I really like artistic experiences that remind me -- and perhaps all of us -- about how we connected we are. Tonight, I saw Paul Haggis' Crash (http://www.crashfilm.com/) which accompolished this very thing. In the opening scene, we see only a shadow of a man's face as he talks about living in L.A. where glass and metal separate people. He reflects that this lack of connection -- this lack of touch -- propels people to crash into each other so that perhaps this is a film about auto safety or road rage. And yet, that's not enough. For a film that dares to critique our social systems (to the glory of God), there are many things that this film could be about of which racism, gun control and sexism would only scratch the surface.
But, what fascinates me is this concept of barriers. What are these barriers? Are they limited to glass and metal? Or do we continue to construct them ourselves from intangible materials? Hate seems to be one of these primary building materials. We build walls to divide ourselves from our fellow humanity from hate. I'm not sure what hate is. Haggis seems to infer that this leads to racial divides. But, I can't get over the fact that so much of this hate stems from ignorance. No, that's not true. Some of it is. The ridiculous statements we make about Blacks, Mexicans and "China-men" are partially ignorant. But, some of it is fear as so much of who we are comes from some deeper, darker fear we dare not name. And still some of it comes from lack of relationship. There is no touch. So, do we crash into each other?

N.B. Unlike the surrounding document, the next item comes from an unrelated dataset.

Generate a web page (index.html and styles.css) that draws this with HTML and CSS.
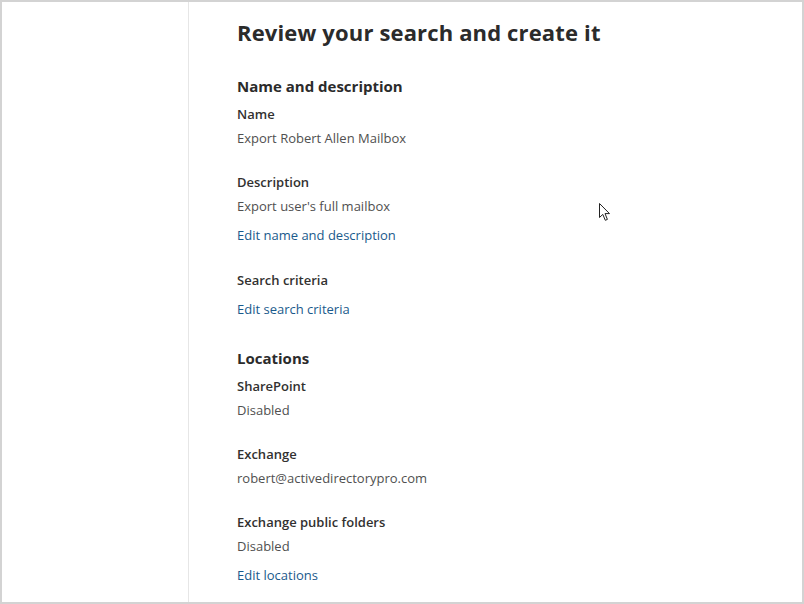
FILE: index.html
```html
<!DOCTYPE html>
<html lang="en">
<head>
<meta charset="utf-8">
<title>Review your search</title>
<link rel="stylesheet" href="styles.css">
</head>
<body>
<div class="frame">
  <aside class="side"></aside>
  <main class="content">
    <h1 class="title">Review your search and create it</h1>
    <section class="section first">
      <h2 class="section-title">Name and description</h2>
      <div class="field">
        <div class="label">Name</div>
        <div class="value">Export Robert Allen Mailbox</div>
      </div>
      <div class="field">
        <div class="label">Description</div>
        <div class="value">Export user's full mailbox</div>
      </div>
      <a class="link" href="#">Edit name and description</a>
    </section>
    <section class="section">
      <div class="label">Search criteria</div>
      <a class="link" href="#">Edit search criteria</a>
    </section>
    <section class="section locs">
      <h2 class="section-title">Locations</h2>
      <div class="field">
        <div class="label">SharePoint</div>
        <div class="value">Disabled</div>
      </div>
      <div class="field">
        <div class="label">Exchange</div>
        <div class="value">robert@activedirectorypro.com</div>
      </div>
      <div class="field">
        <div class="label">Exchange public folders</div>
        <div class="value">Disabled</div>
      </div>
      <a class="link" href="#">Edit locations</a>
    </section>
  </main>
  <svg class="cursor" width="13" height="20" viewBox="0 0 13 20" aria-hidden="true">
    <path d="M1.5 1.5 L1.5 15.5 L4.8 12.4 L7.3 18.3 L9.4 17.4 L7 11.6 L11.5 11.6 Z" fill="#fff" stroke="#222" stroke-width="1" stroke-linejoin="miter"/>
  </svg>
</div>
</body>
</html>
```

FILE: styles.css
```css
html, body {
  margin: 0;
  padding: 0;
  background: #ffffff;
}
.frame {
  position: relative;
  width: 804px;
  height: 604px;
  box-sizing: border-box;
  border: 2px solid #d3d3d3;
  background: #ffffff;
  display: flex;
  overflow: hidden;
  font-family: "Open Sans", "Noto Sans", sans-serif;
  color: #323130;
}
.side {
  width: 186px;
  flex: none;
  border-right: 1px solid #e6e6e6;
}
.content {
  flex: 1;
  padding: 14px 0 0 48px;
  display: flex;
  flex-direction: column;
}
.title {
  margin: 0;
  font-size: 22px;
  line-height: 32px;
  font-weight: 700;
  letter-spacing: 0.15px;
  color: #2b2b2b;
}
.section {
  display: flex;
  flex-direction: column;
  align-items: flex-start;
  gap: 9px;
  margin-top: 25px;
}
.section.first {
  margin-top: 27px;
  gap: 0;
}
.section.locs {
  margin-top: 28px;
  gap: 0;
}
.section-title {
  margin: 0 0 7px;
  font-size: 15px;
  line-height: 22px;
  font-weight: 700;
  color: #2b2b2b;
}
.field {
  display: flex;
  flex-direction: column;
  gap: 4px;
}
.field + .field {
  margin-top: 24px;
}
.field + .link {
  margin-top: 9px;
}
.label {
  font-size: 13px;
  line-height: 20px;
  font-weight: 600;
  color: #323130;
}
.value {
  font-size: 13px;
  line-height: 20px;
  color: #505050;
}
.link {
  font-size: 13px;
  line-height: 20px;
  color: #1a5a8c;
  text-decoration: none;
}
.cursor {
  position: absolute;
  left: 596px;
  top: 200px;
}
```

I'm overjoyed to see a filmmaker wrestle with the images of Middle Eastern culture post-9/11. I'm still sick from the violence of this ignorance hatred that has been perpetrated before and after the attacks on the Twin Towers. It's refreshing to not see images of war as the "crash" that causes us to wrestle with our understanding of our fellow humanity. And yet, I wonder how we are touched. Does this require physical contact? Or can one be touched by a child? Obviously, this is possible. And yet, I pray to the dear Lord above that true touch can be found in the young as well as the old. Children bring us wonderful moments of peace but to see a child and be touched while trying to kill her father seems a tad problematic. Can we not be touched by all of God's creation? Does it really take a violent crash -- an accident, a gun shot, a verbal assault, a sexual violation -- to begin to realize that we are all connected?
But, clearly, we don't get it. We just continue to crash into each other. Our Christian narrative is testament to this. We have made so many people into the other -- the ones that didn't get it. We've led crusades and inquisitions to only continue this violent crash proving that we don't get it. And here we are today, fighting more wars, forgetting about injustice in our own towns, and ignoring the plights of many in the Sudan, Indonesia and other far away lands. In her new book Plan B, Anne Lamott quips, Christians "speak in reverent terms of grace, justice, equality, mercy and then we despise people who are also created in God's image, who are Her children, too." Lamott wants us to love George W. -- but tonight, that's just too much for me. Instead, I want to wonder what his cabinet (as clearly they do Bible studies together) makes of Galatians 3:28.
The apostle Paul reminds us that these barriers -- these barriers that we have manged to build of our own hate, fear or ignorance don't actually exist. Instead, we all belong. In a Christian community, we all belong to Jesus Christ. But, this could be broadened. Don't we also all belong to God? Or more importantly, don't we all belong to each other? Not that we are our brother's or sister's keeper -- or at least not in the sense that this passage is typically exegeted -- but instead, we are all responsible for loving each other. Lamott reminds us that we must realize that we are all family. So why not sing along with Sister Sledge? Sing out and proudly. And please, sing with love.